#### Exercise instructions:
Repeat each line of the material exactly.

#### Provided data:
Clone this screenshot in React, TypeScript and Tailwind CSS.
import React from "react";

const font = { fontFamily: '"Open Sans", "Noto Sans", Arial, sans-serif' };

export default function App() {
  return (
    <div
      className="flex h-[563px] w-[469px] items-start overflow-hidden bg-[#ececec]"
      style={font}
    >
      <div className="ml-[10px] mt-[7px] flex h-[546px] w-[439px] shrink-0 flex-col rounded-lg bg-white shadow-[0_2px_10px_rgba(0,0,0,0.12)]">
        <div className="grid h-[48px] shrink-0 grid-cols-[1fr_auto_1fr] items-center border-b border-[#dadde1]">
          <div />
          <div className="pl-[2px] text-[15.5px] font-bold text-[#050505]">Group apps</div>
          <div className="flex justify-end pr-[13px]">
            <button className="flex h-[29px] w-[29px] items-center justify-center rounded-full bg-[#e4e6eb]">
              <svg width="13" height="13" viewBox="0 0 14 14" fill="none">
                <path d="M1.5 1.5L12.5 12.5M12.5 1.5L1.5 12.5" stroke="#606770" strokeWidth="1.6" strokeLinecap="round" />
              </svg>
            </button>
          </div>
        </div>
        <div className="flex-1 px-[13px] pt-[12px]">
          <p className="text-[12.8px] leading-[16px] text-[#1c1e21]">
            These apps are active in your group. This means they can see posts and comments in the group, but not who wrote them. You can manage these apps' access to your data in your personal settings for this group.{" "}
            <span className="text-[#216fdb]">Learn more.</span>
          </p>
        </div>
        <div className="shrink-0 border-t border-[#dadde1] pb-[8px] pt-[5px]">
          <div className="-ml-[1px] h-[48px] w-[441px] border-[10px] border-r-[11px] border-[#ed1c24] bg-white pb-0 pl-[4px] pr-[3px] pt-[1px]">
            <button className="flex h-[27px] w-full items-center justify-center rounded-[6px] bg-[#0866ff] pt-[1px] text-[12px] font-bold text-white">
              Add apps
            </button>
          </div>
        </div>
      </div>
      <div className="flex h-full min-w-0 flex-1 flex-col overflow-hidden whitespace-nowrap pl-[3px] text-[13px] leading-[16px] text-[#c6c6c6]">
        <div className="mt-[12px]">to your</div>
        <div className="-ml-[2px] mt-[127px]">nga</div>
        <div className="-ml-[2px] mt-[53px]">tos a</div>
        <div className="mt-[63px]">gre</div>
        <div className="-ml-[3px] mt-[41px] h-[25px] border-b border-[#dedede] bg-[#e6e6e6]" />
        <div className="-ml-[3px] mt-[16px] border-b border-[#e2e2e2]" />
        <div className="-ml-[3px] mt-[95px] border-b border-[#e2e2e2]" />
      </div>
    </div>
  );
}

#### The result:
Clone this screenshot in React, TypeScript and Tailwind CSS.
import React from "react";

const font = { fontFamily: '"Open Sans", "Noto Sans", Arial, sans-serif' };

export default function App() {
  return (
    <div
      className="flex h-[563px] w-[469px] items-start overflow-hidden bg-[#ececec]"
      style={font}
    >
      <div className="ml-[10px] mt-[7px] flex h-[546px] w-[439px] shrink-0 flex-col rounded-lg bg-white shadow-[0_2px_10px_rgba(0,0,0,0.12)]">
        <div className="grid h-[48px] shrink-0 grid-cols-[1fr_auto_1fr] items-center border-b border-[#dadde1]">
          <div />
          <div className="pl-[2px] text-[15.5px] font-bold text-[#050505]">Group apps</div>
          <div className="flex justify-end pr-[13px]">
            <button className="flex h-[29px] w-[29px] items-center justify-center rounded-full bg-[#e4e6eb]">
              <svg width="13" height="13" viewBox="0 0 14 14" fill="none">
                <path d="M1.5 1.5L12.5 12.5M12.5 1.5L1.5 12.5" stroke="#606770" strokeWidth="1.6" strokeLinecap="round" />
              </svg>
            </button>
          </div>
        </div>
        <div className="flex-1 px-[13px] pt-[12px]">
          <p className="text-[12.8px] leading-[16px] text-[#1c1e21]">
            These apps are active in your group. This means they can see posts and comments in the group, but not who wrote them. You can manage these apps' access to your data in your personal settings for this group.{" "}
            <span className="text-[#216fdb]">Learn more.</span>
          </p>
        </div>
        <div className="shrink-0 border-t border-[#dadde1] pb-[8px] pt-[5px]">
          <div className="-ml-[1px] h-[48px] w-[441px] border-[10px] border-r-[11px] border-[#ed1c24] bg-white pb-0 pl-[4px] pr-[3px] pt-[1px]">
            <button className="flex h-[27px] w-full items-center justify-center rounded-[6px] bg-[#0866ff] pt-[1px] text-[12px] font-bold text-white">
              Add apps
            </button>
          </div>
        </div>
      </div>
      <div className="flex h-full min-w-0 flex-1 flex-col overflow-hidden whitespace-nowrap pl-[3px] text-[13px] leading-[16px] text-[#c6c6c6]">
        <div className="mt-[12px]">to your</div>
        <div className="-ml-[2px] mt-[127px]">nga</div>
        <div className="-ml-[2px] mt-[53px]">tos a</div>
        <div className="mt-[63px]">gre</div>
        <div className="-ml-[3px] mt-[41px] h-[25px] border-b border-[#dedede] bg-[#e6e6e6]" />
        <div className="-ml-[3px] mt-[16px] border-b border-[#e2e2e2]" />
        <div className="-ml-[3px] mt-[95px] border-b border-[#e2e2e2]" />
      </div>
    </div>
  );
}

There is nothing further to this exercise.